Similarly, the cup-shaped bottom wall 33 of the casing member 11 has a plurality of stiffening rib means 56 radiating from the inwardly directed tubular extension thereof, with the inner edges 57 of the rib means 56 being coplanar with the flat end 58 of the tubular extension 35. However, the ribs 55 of the back-up plate means 21 having their inner edges 59 angularly disposed toward the back-up plate 53 at the outer ends thereof and feathering to the flat end surface 60 of the tubular extension 54 at the inner ends thereof.

In this manner, when the vacuum source 34 is interconnected to the chamber 17 of the actuator 10, the diaphragm 15 is moved from right to left to the position illustrated in FIGURE 3 wherein the end surface 60 of the tubular extension 54 of the back-up plate means 21 abuts against the inner edges 54 of the stiffening rib means 56 of the casing member 11 to terminate leftward movement of the diaphragm 15 while the bore 61 in the tubular extension 54 of the back-up plate means 21 is concentrically disposed about the tubular extension 34 of the casing member 11 so that the vacuum source 34 will be continuously interconnected to the chamber 17 to positively hold the diaphragm 15 in the operating position illustrated in FIGURE 3 as long as the selector valve is interconnecting the vacuum source 44 to the flexible conduit 40. In this manner, the diaphragm 15 is positively held in the actuating position illustrated in FIG- URE 3, even though the controlled bleed means 46 is tending to permit air to return to the evacuated chamber 17 because the vacuum source 44 fully overcomes the slow bleed of air into the evacuated chamber 17 to positively hold the diaphragm 15 in the actuated position of FIGURE 3.

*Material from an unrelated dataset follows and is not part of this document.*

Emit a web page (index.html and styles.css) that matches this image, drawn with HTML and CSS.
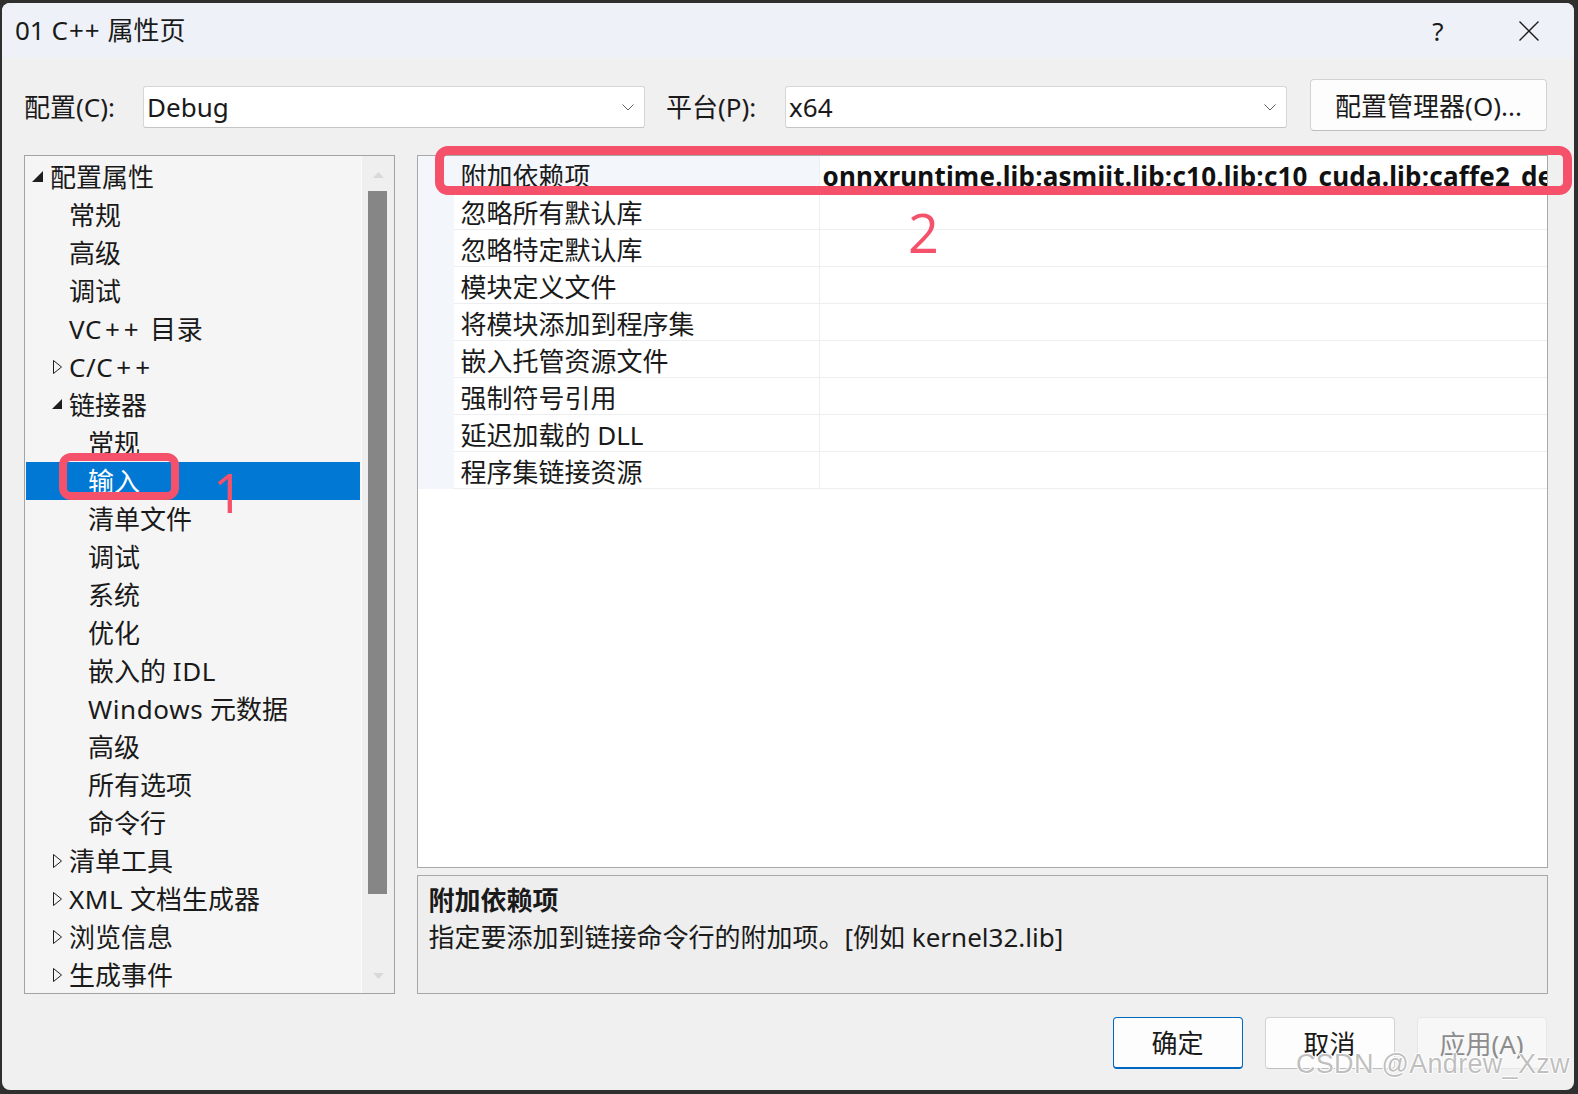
FILE: index.html
```html
<!DOCTYPE html>
<html lang="zh-CN">
<head>
<meta charset="utf-8">
<title>01 C++ 属性页</title>
<link rel="stylesheet" href="styles.css">
</head>
<body>
<div class="window">
  <div class="titlebar">
    <span class="title">01 C<span class="tpp">++</span> 属性页</span>
    <span class="help">?</span>
    <span class="close"><svg width="20" height="20" viewBox="0 0 20 20"><path d="M0.5 0.5 L19.5 19.5 M19.5 0.5 L0.5 19.5" stroke="#1a1a1a" stroke-width="1.4" fill="none"/></svg></span>
  </div>
  <div class="content">
    <div class="toolbar">
      <span class="lbl lbl-cfg">配置(C):</span>
      <div class="combo"><span class="combo-text">Debug</span><svg class="chev" width="12" height="7" viewBox="0 0 12 7"><polyline points="0.5,0.5 6,6 11.5,0.5" fill="none" stroke="#606060" stroke-width="1"/></svg></div>
      <span class="lbl lbl-plat">平台(P):</span>
      <div class="combo"><span class="combo-text">x64</span><svg class="chev" width="12" height="7" viewBox="0 0 12 7"><polyline points="0.5,0.5 6,6 11.5,0.5" fill="none" stroke="#606060" stroke-width="1"/></svg></div>
      <div class="btn btn-mgr">配置管理器(O)...</div>
    </div>
    <div class="main">
      <div class="tree">
        <div class="tree-list">
          <div class="trow l0"><span class="tw"><svg width="11" height="11" viewBox="0 0 11 11"><polygon points="11,0 11,11 0,11" fill="#1e1e1e"/></svg></span><span>配置属性</span></div>
          <div class="trow l1"><span class="tw"></span><span>常规</span></div>
          <div class="trow l1"><span class="tw"></span><span>高级</span></div>
          <div class="trow l1"><span class="tw"></span><span>调试</span></div>
          <div class="trow l1"><span class="tw"></span><span class="lat">VC<span class="pp">++</span> 目录</span></div>
          <div class="trow l1"><span class="tw"><svg class="collapsed" width="9" height="14" viewBox="0 0 9 14"><polygon points="0.5,0.5 8.5,7 0.5,13.5" fill="none" stroke="#1e1e1e" stroke-width="1"/></svg></span><span class="lat">C/C<span class="pp">++</span></span></div>
          <div class="trow l1"><span class="tw"><svg class="expanded" width="10" height="10" viewBox="0 0 10 10"><polygon points="10,0 10,10 0,10" fill="#1e1e1e"/></svg></span><span>链接器</span></div>
          <div class="trow l2"><span class="tw"></span><span>常规</span></div>
          <div class="trow l2 sel"><span class="tw"></span><span>输入</span></div>
          <div class="trow l2"><span class="tw"></span><span>清单文件</span></div>
          <div class="trow l2"><span class="tw"></span><span>调试</span></div>
          <div class="trow l2"><span class="tw"></span><span>系统</span></div>
          <div class="trow l2"><span class="tw"></span><span>优化</span></div>
          <div class="trow l2"><span class="tw"></span><span>嵌入的 <span class="lat">IDL</span></span></div>
          <div class="trow l2"><span class="tw"></span><span><span class="lat">Windows</span> 元数据</span></div>
          <div class="trow l2"><span class="tw"></span><span>高级</span></div>
          <div class="trow l2"><span class="tw"></span><span>所有选项</span></div>
          <div class="trow l2"><span class="tw"></span><span>命令行</span></div>
          <div class="trow l1"><span class="tw"><svg class="collapsed" width="9" height="14" viewBox="0 0 9 14"><polygon points="0.5,0.5 8.5,7 0.5,13.5" fill="none" stroke="#1e1e1e" stroke-width="1"/></svg></span><span>清单工具</span></div>
          <div class="trow l1"><span class="tw"><svg class="collapsed" width="9" height="14" viewBox="0 0 9 14"><polygon points="0.5,0.5 8.5,7 0.5,13.5" fill="none" stroke="#1e1e1e" stroke-width="1"/></svg></span><span><span class="lat">XML</span> 文档生成器</span></div>
          <div class="trow l1"><span class="tw"><svg class="collapsed" width="9" height="14" viewBox="0 0 9 14"><polygon points="0.5,0.5 8.5,7 0.5,13.5" fill="none" stroke="#1e1e1e" stroke-width="1"/></svg></span><span>浏览信息</span></div>
          <div class="trow l1"><span class="tw"><svg class="collapsed" width="9" height="14" viewBox="0 0 9 14"><polygon points="0.5,0.5 8.5,7 0.5,13.5" fill="none" stroke="#1e1e1e" stroke-width="1"/></svg></span><span>生成事件</span></div>
        </div>
        <div class="scrollbar">
          <div class="sb-up"><svg width="11" height="6" viewBox="0 0 11 6"><polygon points="0,6 5.5,0 11,6" fill="#d9d9d9"/></svg></div>
          <div class="sb-thumb"></div>
          <div class="sb-down"><svg width="11" height="6" viewBox="0 0 11 6"><polygon points="0,0 5.5,6 11,0" fill="#d9d9d9"/></svg></div>
        </div>
      </div>
      <div class="right">
        <div class="grid">
          <div class="grow focus"><span class="gut"></span><span class="gname">附加依赖项</span><span class="gval">onnxruntime.lib;asmjit.lib;c10.lib;c10_cuda.lib;caffe2_detectron_ops_gpu.lib;caffe2_module_test_dynamic.lib</span></div>
          <div class="grow"><span class="gut"></span><span class="gname">忽略所有默认库</span><span class="gval"></span></div>
          <div class="grow"><span class="gut"></span><span class="gname">忽略特定默认库</span><span class="gval"></span></div>
          <div class="grow"><span class="gut"></span><span class="gname">模块定义文件</span><span class="gval"></span></div>
          <div class="grow"><span class="gut"></span><span class="gname">将模块添加到程序集</span><span class="gval"></span></div>
          <div class="grow"><span class="gut"></span><span class="gname">嵌入托管资源文件</span><span class="gval"></span></div>
          <div class="grow"><span class="gut"></span><span class="gname">强制符号引用</span><span class="gval"></span></div>
          <div class="grow"><span class="gut"></span><span class="gname">延迟加载的 DLL</span><span class="gval"></span></div>
          <div class="grow"><span class="gut"></span><span class="gname">程序集链接资源</span><span class="gval"></span></div>
        </div>
        <div class="desc">
          <div class="desc-title">附加依赖项</div>
          <div class="desc-text">指定要添加到链接命令行的附加项。[例如 kernel32.lib]</div>
        </div>
      </div>
    </div>
    <div class="footer">
      <div class="btn btn-ok">确定</div>
      <div class="btn">取消</div>
      <div class="btn btn-disabled">应用(A)</div>
    </div>
  </div>
  <div class="mark mark-box1"></div>
  <div class="mark mark-box2"></div>
  <div class="mark-num num1">1</div>
  <div class="mark-num num2">2</div>
  <div class="watermark">CSDN @Andrew_Xzw</div>
</div>
</body>
</html>
```

FILE: styles.css
```css
* { box-sizing: border-box; }

html, body {
  margin: 0;
  padding: 0;
}

body {
  width: 1578px;
  height: 1094px;
  overflow: hidden;
  background: #2f2f2f;
  font-family: "Noto Sans", "Noto Sans CJK SC", sans-serif;
  font-size: 26px;
  color: #1a1a1a;
}

.window {
  position: relative;
  margin: 3px 0 0 2px;
  width: 1572px;
  height: 1087px;
  background: #f0f0f0;
  border-radius: 8px;
  overflow: hidden;
  display: flex;
  flex-direction: column;
}

/* title bar */
.titlebar {
  height: 55px;
  flex: none;
  background: #eef2f8;
  display: flex;
  align-items: center;
  padding-left: 13px;
}

.title {
  line-height: 30px;
  white-space: nowrap;
  margin-top: -1px;
}

.tpp { letter-spacing: 1px; margin-left: 1px; }

.help {
  margin-left: auto;
  width: 46px;
  text-align: center;
  line-height: 30px;
}

.close {
  width: 46px;
  margin-left: 45px;
  margin-right: 22px;
  display: flex;
  justify-content: center;
}

.close svg { display: block; }

/* content */
.content {
  flex: 1;
  display: flex;
  flex-direction: column;
  padding: 0 26px 0 22px;
}

.toolbar {
  margin-top: 21px;
  height: 52px;
  display: flex;
  align-items: flex-start;
  flex: none;
}

.lbl {
  margin-top: 7px;
  line-height: 42px;
  white-space: nowrap;
}

.lbl-cfg { width: 119px; }

.lbl-plat {
  width: 119px;
  margin-left: 21px;
}

.combo {
  margin-top: 7px;
  width: 502px;
  height: 42px;
  background: #ffffff;
  border: 1px solid #d6d6d6;
  border-bottom-color: #c4c4c4;
  border-radius: 3px;
  display: flex;
  align-items: center;
  padding: 0 10px 0 3px;
}

.combo-text {
  flex: 1;
  line-height: 40px;
}

.chev { display: block; }

.btn {
  width: 130px;
  height: 52px;
  background: #fdfdfd;
  border: 1px solid #d2d2d2;
  border-bottom-color: #bdbdbd;
  border-radius: 4px;
  display: flex;
  align-items: center;
  justify-content: center;
  white-space: nowrap;
}

.btn-mgr {
  width: 237px;
  margin-left: 23px;
}

.btn-ok {
  border: 1px solid #0067c0;
  border-bottom: 2px solid #0067c0;
}

.btn-disabled {
  background: #f7f7f7;
  border-color: #e6e6e6;
  color: #8c8c8c;
}

/* main */
.main {
  margin-top: 24px;
  height: 839px;
  flex: none;
  display: flex;
  gap: 21.5px;
}

.tree {
  width: 371px;
  flex: none;
  border: 1px solid #a3a3a3;
  background: #f5f5f5;
  display: flex;
  overflow: hidden;
}

.tree-list {
  flex: 1;
  padding-top: 2px;
  overflow: hidden;
}

.trow {
  height: 38px;
  display: flex;
  align-items: center;
  line-height: 38px;
  white-space: nowrap;
}

.lat { letter-spacing: 0.6px; }

.pp {
  letter-spacing: 4px;
  margin-left: 3px;
}

.trow.l0 { padding-left: 7px; }
.trow.l1 { padding-left: 26px; }
.trow.l2 { padding-left: 45px; }

.tw {
  width: 18px;
  flex: none;
  display: flex;
  align-items: center;
}

.tw svg { display: block; }
.tw svg.collapsed { margin-left: 2px; }
.tw svg.expanded { margin-left: 1px; margin-top: -3px; }
.trow.l0 .tw svg { margin-top: -2px; }

.trow.sel {
  background: #0078d4;
  color: #ffffff;
  margin: 0 1px;
  padding-left: 44px;
}

.scrollbar {
  width: 33px;
  flex: none;
  background: #efefef;
  border-left: 1px solid #fbfbfb;
  display: flex;
  flex-direction: column;
}

.sb-up {
  height: 35px;
  display: flex;
  justify-content: center;
  align-items: center;
  padding-top: 3px;
}

.sb-thumb {
  width: 19px;
  height: 703px;
  margin-left: 6px;
  background: #868686;
}

.sb-down {
  flex: 1;
  display: flex;
  justify-content: center;
  align-items: flex-end;
  padding-bottom: 14px;
}

.sb-up svg, .sb-down svg { display: block; }

/* right column */
.right {
  flex: 1;
  display: flex;
  flex-direction: column;
  gap: 7px;
  min-width: 0;
}

.grid {
  height: 713px;
  flex: none;
  background: #ffffff;
  border: 1px solid #a8a8a8;
  overflow: hidden;
}

.grow {
  display: grid;
  grid-template-columns: 36px 366px 1fr;
  height: 37px;
}

.gut { background: #f3f6fb; }

.gname {
  padding-left: 7px;
  padding-top: 5px;
  line-height: 31px;
  border-bottom: 1px solid #eceef2;
  border-right: 1px solid #eceef2;
  white-space: nowrap;
}

.gval {
  padding-left: 3px;
  padding-top: 5px;
  line-height: 31px;
  border-bottom: 1px solid #eceef2;
  white-space: nowrap;
  overflow: hidden;
  font-weight: 700;
  letter-spacing: 0.2px;
  color: #111111;
}

.grow.focus .gname { background: #f3f6fb; }

.desc {
  flex: 1;
  background: #eeeeee;
  border: 1px solid #a8a8a8;
  padding: 6px 11px;
}

.desc-title {
  font-weight: 700;
  line-height: 37px;
}

.desc-text {
  line-height: 37px;
}

/* footer */
.footer {
  margin-top: 22.5px;
  margin-right: 1.5px;
  height: 52px;
  flex: none;
  display: flex;
  justify-content: flex-end;
  gap: 22px;
}

/* annotations */
.mark {
  position: absolute;
  border-style: solid;
  border-color: #f5516a;
}

.mark-box1 {
  left: 57px;
  top: 450px;
  width: 120px;
  height: 47px;
  border-width: 8px;
  border-radius: 12px;
}

.mark-box2 {
  left: 433px;
  top: 143px;
  width: 1137px;
  height: 49px;
  border-width: 9px;
  border-radius: 13px;
}

.mark-num {
  position: absolute;
  font-family: "Open Sans", "Noto Sans", sans-serif;
  font-weight: 400;
  font-size: 54px;
  line-height: 54px;
  color: #f5516a;
}

.num1 { left: 211px; top: 462px; }
.num2 { left: 906px; top: 202px; }

.watermark {
  position: absolute;
  left: 1294px;
  top: 1046px;
  font-family: "Liberation Sans", Arial, sans-serif;
  font-size: 27px;
  letter-spacing: 0.3px;
  line-height: 30px;
  color: rgba(170, 170, 170, 0.75);
  text-shadow: 1px 0 0 #ffffff, -1px 0 0 #ffffff, 0 1px 0 #ffffff, 0 -1px 0 #ffffff;
  white-space: nowrap;
}
```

As previously stated, another feature of this invention is to provide improved means for sealing the outer peripheral means 16 of the diaphragm 15 between the snap-fit flange means 13 and 14 of the casing members 11 and 12 whereby reference is now made to FIGURE 2 fully illustrating such unique structure.

The outwardly directed peripheral flange means 13 of the casing member 11 defines a substantially flat surface means 62 on a tongue portion 63, as well as an outwardly directed annular bead or rib means 64 projecting substantially perpendicularly relative to the flat surface 62.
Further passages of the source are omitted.